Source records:
================
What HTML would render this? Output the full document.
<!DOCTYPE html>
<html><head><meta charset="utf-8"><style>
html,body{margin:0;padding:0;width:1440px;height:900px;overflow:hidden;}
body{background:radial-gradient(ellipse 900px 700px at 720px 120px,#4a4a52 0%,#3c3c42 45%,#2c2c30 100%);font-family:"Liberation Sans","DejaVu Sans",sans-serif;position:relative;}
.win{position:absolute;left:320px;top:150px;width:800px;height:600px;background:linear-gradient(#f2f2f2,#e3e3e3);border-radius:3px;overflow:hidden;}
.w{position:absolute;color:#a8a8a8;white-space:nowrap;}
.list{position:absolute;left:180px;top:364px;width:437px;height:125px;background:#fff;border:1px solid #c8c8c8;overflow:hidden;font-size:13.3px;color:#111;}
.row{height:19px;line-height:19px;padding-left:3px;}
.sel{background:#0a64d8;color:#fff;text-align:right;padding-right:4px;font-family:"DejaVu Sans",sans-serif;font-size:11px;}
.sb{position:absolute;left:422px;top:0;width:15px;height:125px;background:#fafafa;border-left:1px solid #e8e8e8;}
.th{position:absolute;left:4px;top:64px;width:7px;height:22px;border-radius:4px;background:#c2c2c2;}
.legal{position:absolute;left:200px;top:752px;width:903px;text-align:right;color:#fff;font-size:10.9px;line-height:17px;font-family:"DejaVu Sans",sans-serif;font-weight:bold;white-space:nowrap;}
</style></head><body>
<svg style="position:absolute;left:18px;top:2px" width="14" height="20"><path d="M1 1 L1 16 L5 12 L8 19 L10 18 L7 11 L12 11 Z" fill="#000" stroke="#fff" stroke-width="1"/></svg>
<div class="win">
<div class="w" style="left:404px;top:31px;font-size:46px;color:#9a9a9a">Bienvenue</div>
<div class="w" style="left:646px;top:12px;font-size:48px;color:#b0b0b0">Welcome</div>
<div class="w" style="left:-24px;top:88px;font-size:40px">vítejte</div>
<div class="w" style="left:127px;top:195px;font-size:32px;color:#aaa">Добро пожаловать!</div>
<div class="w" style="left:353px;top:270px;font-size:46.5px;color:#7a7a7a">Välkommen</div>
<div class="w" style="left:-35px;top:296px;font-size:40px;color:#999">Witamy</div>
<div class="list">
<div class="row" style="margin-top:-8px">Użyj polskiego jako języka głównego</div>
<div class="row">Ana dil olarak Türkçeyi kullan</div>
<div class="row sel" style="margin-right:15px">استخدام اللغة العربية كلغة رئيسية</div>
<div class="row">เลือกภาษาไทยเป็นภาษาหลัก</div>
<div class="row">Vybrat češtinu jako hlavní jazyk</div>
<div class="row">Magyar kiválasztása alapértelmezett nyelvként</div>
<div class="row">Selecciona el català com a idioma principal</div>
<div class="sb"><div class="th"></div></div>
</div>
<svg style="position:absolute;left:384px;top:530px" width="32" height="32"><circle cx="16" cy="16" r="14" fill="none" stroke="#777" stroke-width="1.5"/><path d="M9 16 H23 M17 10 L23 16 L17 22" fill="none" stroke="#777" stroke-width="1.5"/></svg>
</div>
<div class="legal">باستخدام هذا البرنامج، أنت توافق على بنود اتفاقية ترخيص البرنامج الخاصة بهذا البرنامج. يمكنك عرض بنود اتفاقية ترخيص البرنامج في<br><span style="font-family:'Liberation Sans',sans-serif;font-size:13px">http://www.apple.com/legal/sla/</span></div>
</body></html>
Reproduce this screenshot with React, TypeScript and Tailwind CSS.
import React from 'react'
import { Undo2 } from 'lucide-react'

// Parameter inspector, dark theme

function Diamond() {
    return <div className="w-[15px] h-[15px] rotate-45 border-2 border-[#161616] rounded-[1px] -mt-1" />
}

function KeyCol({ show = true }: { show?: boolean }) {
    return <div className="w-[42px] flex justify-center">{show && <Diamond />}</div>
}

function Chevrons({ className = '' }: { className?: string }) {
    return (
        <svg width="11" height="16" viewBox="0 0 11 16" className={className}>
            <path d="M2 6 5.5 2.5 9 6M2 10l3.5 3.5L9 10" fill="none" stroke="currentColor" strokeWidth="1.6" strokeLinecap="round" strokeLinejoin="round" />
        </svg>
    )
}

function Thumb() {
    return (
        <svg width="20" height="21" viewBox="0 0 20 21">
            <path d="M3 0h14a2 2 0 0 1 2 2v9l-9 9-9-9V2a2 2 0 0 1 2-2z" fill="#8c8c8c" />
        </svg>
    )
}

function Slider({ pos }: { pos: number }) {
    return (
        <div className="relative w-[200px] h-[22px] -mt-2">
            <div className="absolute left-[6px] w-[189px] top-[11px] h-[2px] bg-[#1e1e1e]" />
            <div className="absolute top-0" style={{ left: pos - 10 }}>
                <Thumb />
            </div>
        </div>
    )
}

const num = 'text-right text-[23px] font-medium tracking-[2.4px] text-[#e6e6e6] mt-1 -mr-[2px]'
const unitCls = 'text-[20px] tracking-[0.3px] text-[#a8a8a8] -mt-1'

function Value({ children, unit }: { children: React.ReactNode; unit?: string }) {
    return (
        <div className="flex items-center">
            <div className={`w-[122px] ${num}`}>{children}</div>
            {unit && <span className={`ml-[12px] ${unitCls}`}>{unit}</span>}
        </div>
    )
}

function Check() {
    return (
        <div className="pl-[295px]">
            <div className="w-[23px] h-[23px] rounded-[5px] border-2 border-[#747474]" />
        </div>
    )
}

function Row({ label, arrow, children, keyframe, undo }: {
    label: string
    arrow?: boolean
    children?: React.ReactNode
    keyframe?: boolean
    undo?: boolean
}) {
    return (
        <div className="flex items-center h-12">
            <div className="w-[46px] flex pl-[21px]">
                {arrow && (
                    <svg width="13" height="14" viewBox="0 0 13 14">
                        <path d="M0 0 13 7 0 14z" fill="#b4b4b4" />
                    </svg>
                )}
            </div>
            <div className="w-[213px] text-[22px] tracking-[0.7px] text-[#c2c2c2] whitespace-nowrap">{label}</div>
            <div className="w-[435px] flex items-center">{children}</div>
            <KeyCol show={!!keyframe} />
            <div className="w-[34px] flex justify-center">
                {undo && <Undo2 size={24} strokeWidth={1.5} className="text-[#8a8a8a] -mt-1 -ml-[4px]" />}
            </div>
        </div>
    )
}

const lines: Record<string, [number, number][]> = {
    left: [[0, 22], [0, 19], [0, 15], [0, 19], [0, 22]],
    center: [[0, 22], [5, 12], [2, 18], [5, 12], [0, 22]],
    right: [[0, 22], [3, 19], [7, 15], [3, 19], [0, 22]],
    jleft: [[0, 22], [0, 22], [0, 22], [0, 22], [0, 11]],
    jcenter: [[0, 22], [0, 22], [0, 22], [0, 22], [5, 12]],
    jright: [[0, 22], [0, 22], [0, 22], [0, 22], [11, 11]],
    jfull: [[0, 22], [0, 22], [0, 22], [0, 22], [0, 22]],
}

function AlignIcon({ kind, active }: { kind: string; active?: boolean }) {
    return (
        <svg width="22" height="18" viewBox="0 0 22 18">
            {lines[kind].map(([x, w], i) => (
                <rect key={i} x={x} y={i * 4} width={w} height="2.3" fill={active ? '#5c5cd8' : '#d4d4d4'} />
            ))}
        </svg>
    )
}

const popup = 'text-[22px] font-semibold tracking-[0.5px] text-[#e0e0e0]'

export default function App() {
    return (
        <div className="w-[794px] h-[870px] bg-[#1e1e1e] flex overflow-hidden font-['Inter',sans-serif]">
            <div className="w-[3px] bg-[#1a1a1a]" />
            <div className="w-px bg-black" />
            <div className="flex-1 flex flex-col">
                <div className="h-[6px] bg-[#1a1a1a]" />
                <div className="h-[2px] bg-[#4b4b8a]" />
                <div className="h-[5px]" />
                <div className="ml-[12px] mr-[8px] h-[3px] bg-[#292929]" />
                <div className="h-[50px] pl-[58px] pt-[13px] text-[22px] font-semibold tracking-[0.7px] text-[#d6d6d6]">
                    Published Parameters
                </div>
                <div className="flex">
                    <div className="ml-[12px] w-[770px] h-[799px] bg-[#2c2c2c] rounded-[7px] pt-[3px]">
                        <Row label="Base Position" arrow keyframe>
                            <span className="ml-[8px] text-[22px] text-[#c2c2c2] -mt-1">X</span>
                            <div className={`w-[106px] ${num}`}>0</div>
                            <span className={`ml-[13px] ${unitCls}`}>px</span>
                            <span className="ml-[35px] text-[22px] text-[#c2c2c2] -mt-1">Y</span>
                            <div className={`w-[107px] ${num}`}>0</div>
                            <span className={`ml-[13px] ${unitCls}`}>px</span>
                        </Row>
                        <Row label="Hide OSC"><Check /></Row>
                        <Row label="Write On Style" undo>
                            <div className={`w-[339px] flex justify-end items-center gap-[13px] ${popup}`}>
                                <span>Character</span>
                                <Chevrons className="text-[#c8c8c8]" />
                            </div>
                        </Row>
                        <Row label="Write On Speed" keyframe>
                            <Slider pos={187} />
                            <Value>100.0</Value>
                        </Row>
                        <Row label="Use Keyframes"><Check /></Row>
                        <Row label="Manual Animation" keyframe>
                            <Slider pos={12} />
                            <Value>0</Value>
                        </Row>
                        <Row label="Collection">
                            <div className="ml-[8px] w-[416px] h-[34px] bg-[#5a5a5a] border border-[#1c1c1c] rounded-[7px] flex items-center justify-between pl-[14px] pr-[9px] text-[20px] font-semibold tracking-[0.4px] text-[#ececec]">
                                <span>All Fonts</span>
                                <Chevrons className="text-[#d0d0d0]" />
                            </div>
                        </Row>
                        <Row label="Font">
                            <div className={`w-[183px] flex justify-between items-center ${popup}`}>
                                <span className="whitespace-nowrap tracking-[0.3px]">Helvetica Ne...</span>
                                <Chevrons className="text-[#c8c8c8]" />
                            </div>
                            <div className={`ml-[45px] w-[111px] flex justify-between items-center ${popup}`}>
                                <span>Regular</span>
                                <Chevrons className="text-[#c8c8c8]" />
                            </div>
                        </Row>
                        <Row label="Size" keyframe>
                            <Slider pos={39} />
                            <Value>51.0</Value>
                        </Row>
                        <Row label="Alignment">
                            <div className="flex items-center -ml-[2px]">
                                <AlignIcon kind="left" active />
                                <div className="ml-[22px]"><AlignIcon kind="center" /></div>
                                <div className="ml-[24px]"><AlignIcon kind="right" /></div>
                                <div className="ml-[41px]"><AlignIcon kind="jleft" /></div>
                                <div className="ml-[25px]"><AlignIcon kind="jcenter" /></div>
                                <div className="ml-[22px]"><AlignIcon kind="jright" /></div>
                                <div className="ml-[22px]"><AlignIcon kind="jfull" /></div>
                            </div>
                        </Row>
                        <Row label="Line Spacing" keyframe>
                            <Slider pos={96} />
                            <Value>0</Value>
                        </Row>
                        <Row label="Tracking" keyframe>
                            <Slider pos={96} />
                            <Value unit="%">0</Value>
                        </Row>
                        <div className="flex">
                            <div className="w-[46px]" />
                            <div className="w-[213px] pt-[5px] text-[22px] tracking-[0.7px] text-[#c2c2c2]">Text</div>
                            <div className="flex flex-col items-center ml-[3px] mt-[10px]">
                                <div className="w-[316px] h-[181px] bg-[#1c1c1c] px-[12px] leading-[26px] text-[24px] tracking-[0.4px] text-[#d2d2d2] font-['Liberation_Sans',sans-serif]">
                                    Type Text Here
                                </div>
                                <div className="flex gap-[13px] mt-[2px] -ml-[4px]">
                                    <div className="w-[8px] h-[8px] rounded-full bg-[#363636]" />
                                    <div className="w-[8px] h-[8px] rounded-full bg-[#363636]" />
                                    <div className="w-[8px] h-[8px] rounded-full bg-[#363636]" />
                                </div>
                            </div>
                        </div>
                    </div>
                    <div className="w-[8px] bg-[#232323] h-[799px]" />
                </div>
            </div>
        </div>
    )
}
================
- _Exercise_
Where a line contains "this", copy that line.

- _Worked answer_
What HTML would render this? Output the full document.
Reproduce this screenshot with React, TypeScript and Tailwind CSS.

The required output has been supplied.